▸ Directive:
The copy must start at the line that contains "Write the React, TypeScript" and finish at the line that contains "The picture is", reproducing each line exactly. Any picture in that span is omitted.

▸ Record list:
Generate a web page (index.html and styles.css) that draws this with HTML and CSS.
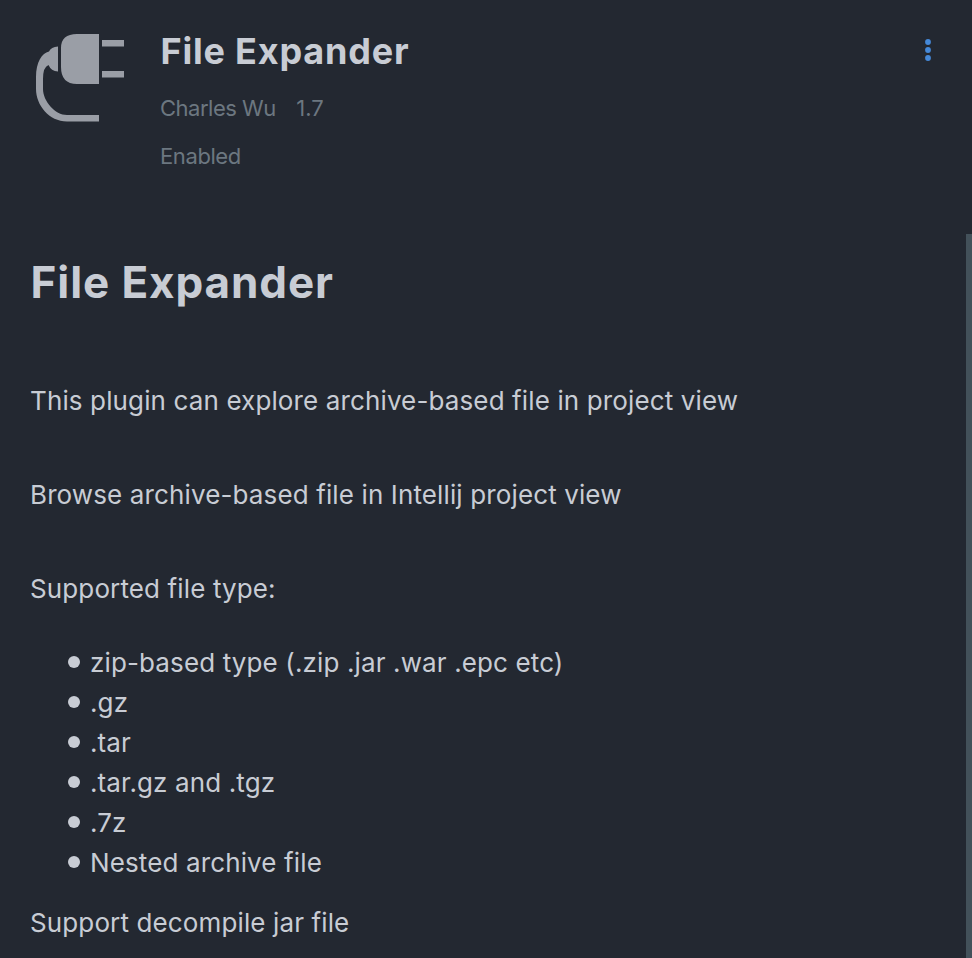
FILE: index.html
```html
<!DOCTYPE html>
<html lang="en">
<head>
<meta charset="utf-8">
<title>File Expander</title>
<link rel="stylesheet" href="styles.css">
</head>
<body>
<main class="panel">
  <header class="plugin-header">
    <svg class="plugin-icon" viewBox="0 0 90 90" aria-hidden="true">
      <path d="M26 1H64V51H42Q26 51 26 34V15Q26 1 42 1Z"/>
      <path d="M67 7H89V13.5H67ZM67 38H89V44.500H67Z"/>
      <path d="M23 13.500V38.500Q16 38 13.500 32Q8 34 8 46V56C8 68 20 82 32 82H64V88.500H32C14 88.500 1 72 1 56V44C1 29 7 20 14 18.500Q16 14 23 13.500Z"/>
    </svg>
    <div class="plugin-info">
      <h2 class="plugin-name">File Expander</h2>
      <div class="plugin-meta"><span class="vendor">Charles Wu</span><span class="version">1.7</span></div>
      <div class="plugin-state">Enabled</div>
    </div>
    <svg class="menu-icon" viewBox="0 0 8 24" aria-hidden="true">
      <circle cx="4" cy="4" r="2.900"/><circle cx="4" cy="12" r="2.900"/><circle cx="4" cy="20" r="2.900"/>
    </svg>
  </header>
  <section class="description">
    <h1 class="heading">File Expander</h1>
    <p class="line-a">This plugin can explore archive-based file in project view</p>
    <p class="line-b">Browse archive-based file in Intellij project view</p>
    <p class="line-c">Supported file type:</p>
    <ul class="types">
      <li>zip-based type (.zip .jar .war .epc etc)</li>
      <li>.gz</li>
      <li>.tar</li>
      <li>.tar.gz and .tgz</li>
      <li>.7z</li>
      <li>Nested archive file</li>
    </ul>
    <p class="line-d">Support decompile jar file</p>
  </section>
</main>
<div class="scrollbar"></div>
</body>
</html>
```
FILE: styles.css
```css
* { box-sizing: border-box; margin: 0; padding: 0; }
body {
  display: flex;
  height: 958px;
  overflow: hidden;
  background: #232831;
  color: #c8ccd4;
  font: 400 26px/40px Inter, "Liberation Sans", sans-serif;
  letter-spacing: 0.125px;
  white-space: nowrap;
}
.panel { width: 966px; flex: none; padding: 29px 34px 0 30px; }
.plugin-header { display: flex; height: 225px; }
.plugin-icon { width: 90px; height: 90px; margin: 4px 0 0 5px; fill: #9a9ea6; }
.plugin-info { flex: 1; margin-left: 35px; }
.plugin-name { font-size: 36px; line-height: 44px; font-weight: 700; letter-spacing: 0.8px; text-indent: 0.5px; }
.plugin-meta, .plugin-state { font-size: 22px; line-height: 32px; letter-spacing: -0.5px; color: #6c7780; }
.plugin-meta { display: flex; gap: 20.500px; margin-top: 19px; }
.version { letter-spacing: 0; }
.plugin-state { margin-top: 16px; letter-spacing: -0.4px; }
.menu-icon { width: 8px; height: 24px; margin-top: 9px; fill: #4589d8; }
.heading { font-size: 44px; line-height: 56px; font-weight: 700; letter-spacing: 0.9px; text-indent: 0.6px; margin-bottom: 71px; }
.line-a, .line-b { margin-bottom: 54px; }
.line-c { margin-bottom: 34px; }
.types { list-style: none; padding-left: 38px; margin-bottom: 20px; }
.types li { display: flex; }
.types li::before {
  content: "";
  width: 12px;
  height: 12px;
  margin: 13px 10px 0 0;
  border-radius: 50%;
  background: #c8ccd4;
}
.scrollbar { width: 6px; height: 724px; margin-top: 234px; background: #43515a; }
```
* * *
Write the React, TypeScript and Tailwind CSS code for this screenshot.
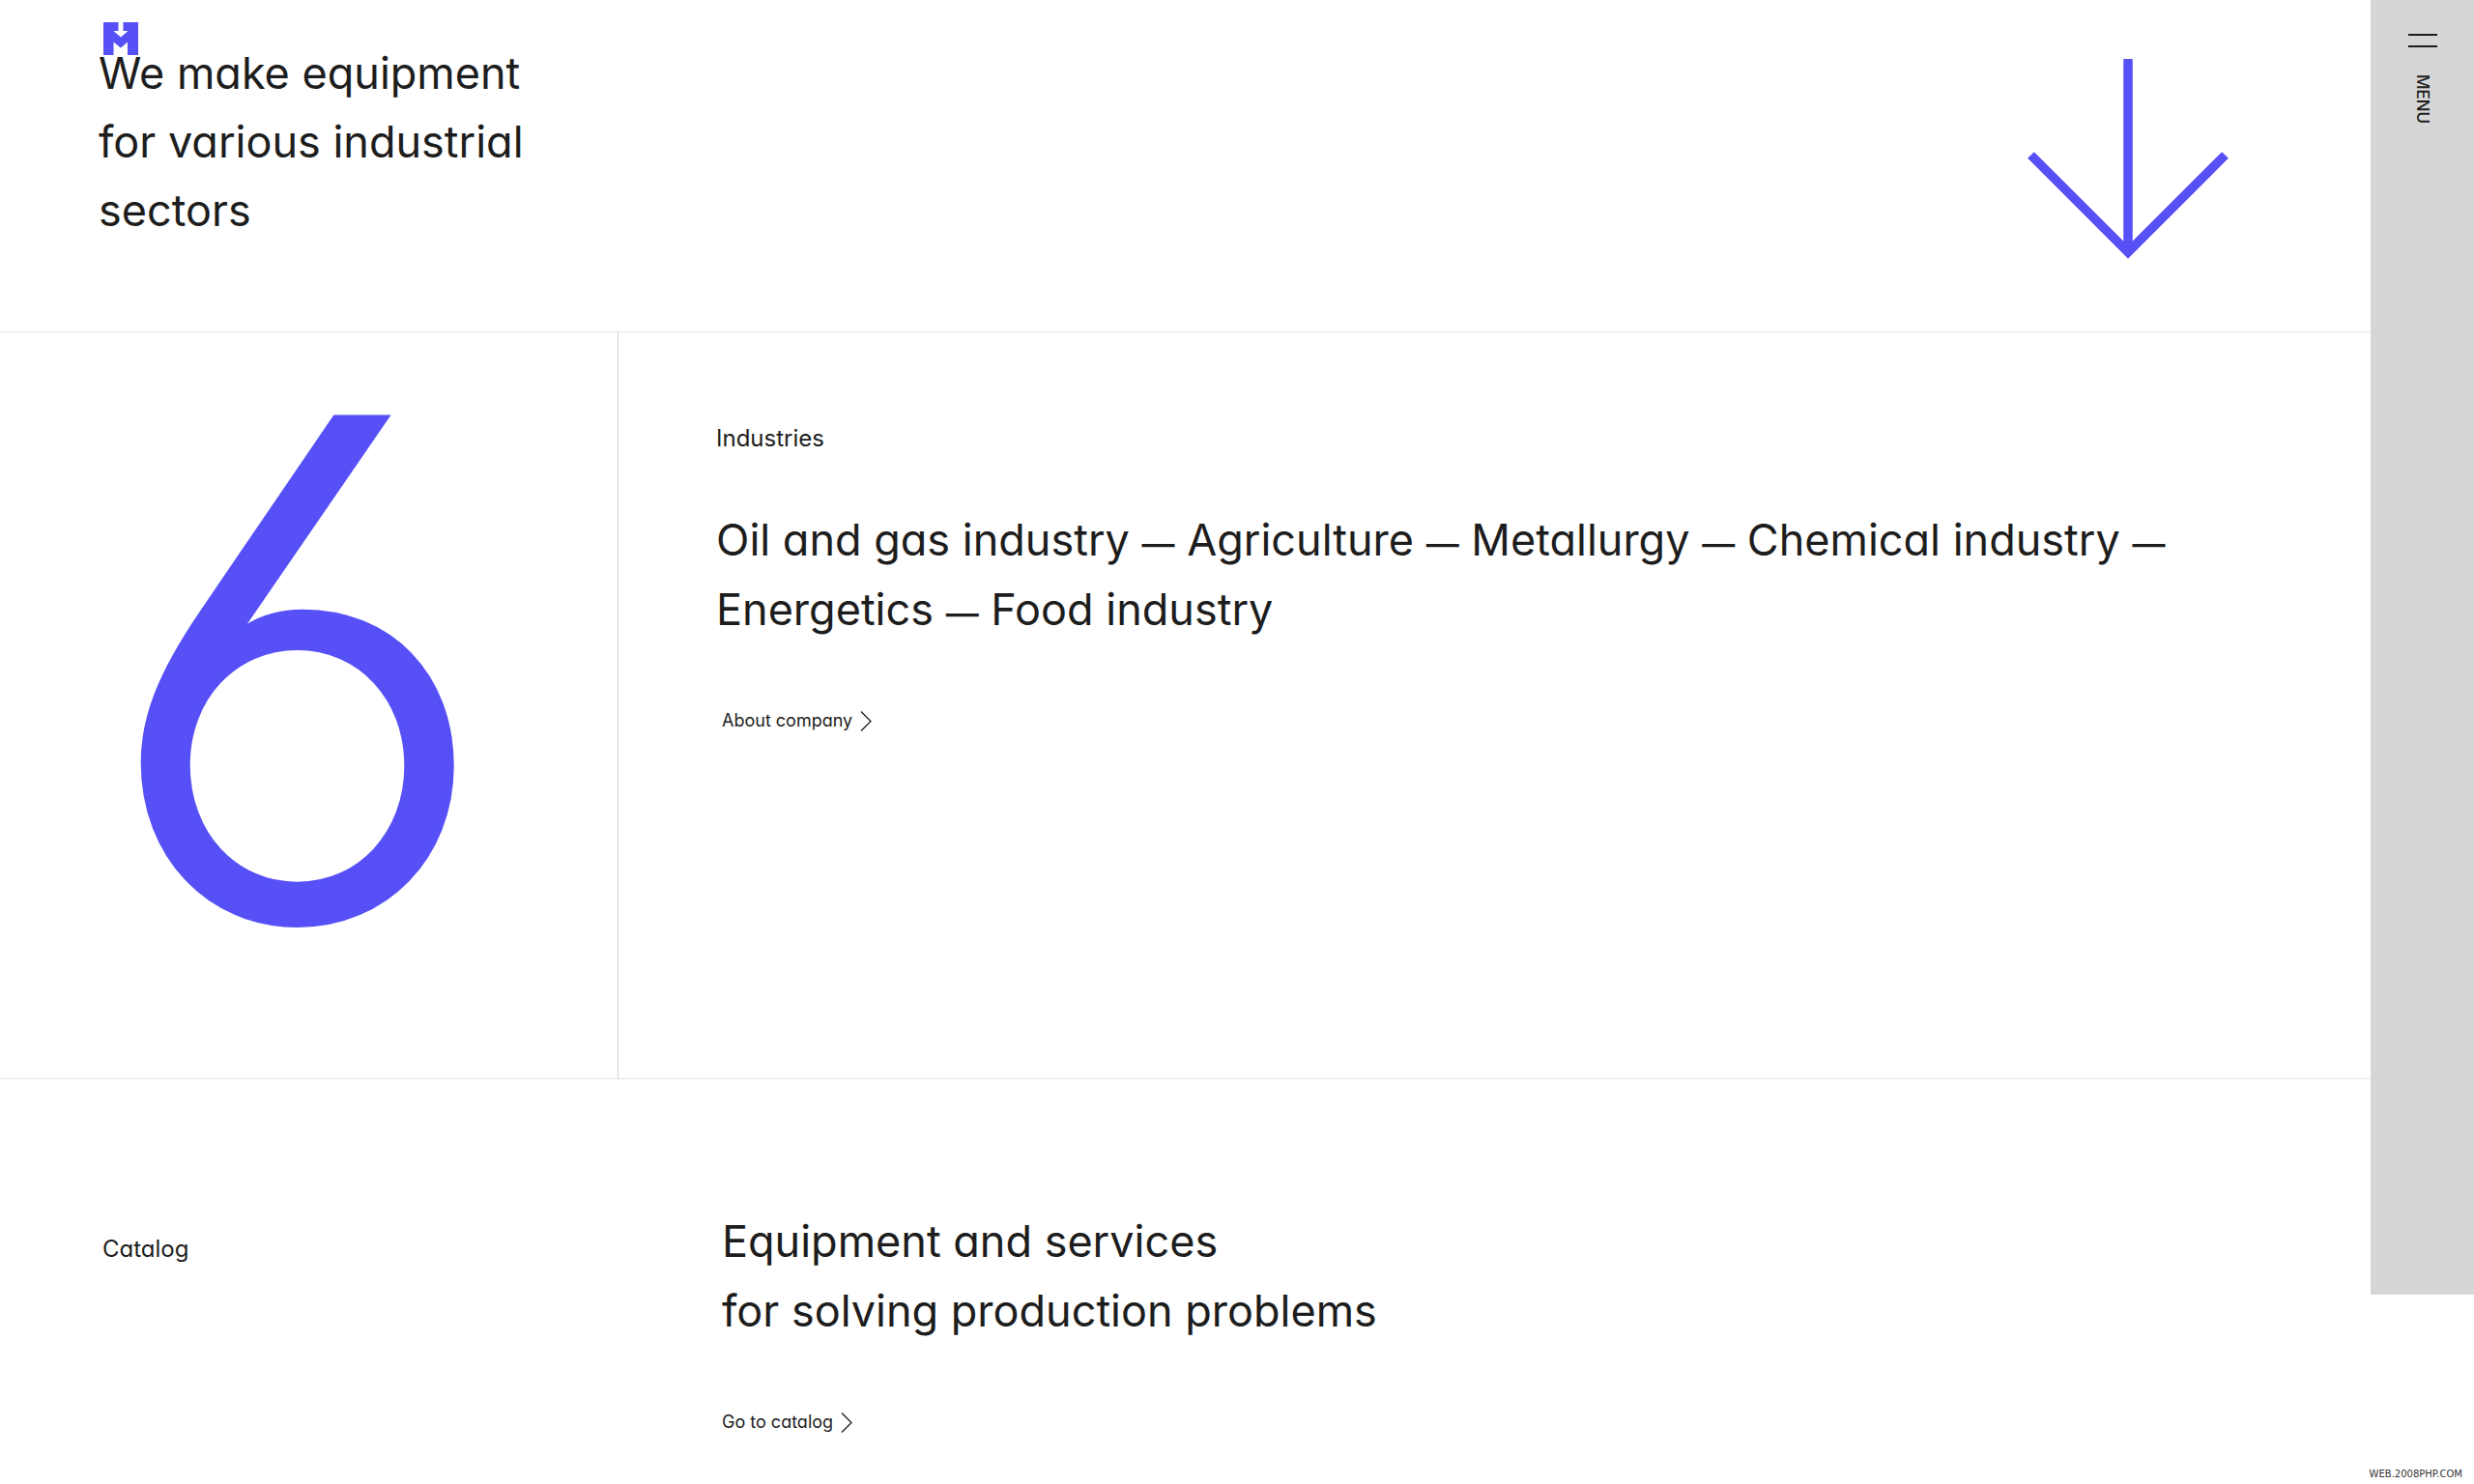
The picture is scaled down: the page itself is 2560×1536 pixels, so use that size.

▸ Completed exercise:
Write the React, TypeScript and Tailwind CSS code for this screenshot.
The picture is scaled down: the page itself is 2560×1536 pixels, so use that size.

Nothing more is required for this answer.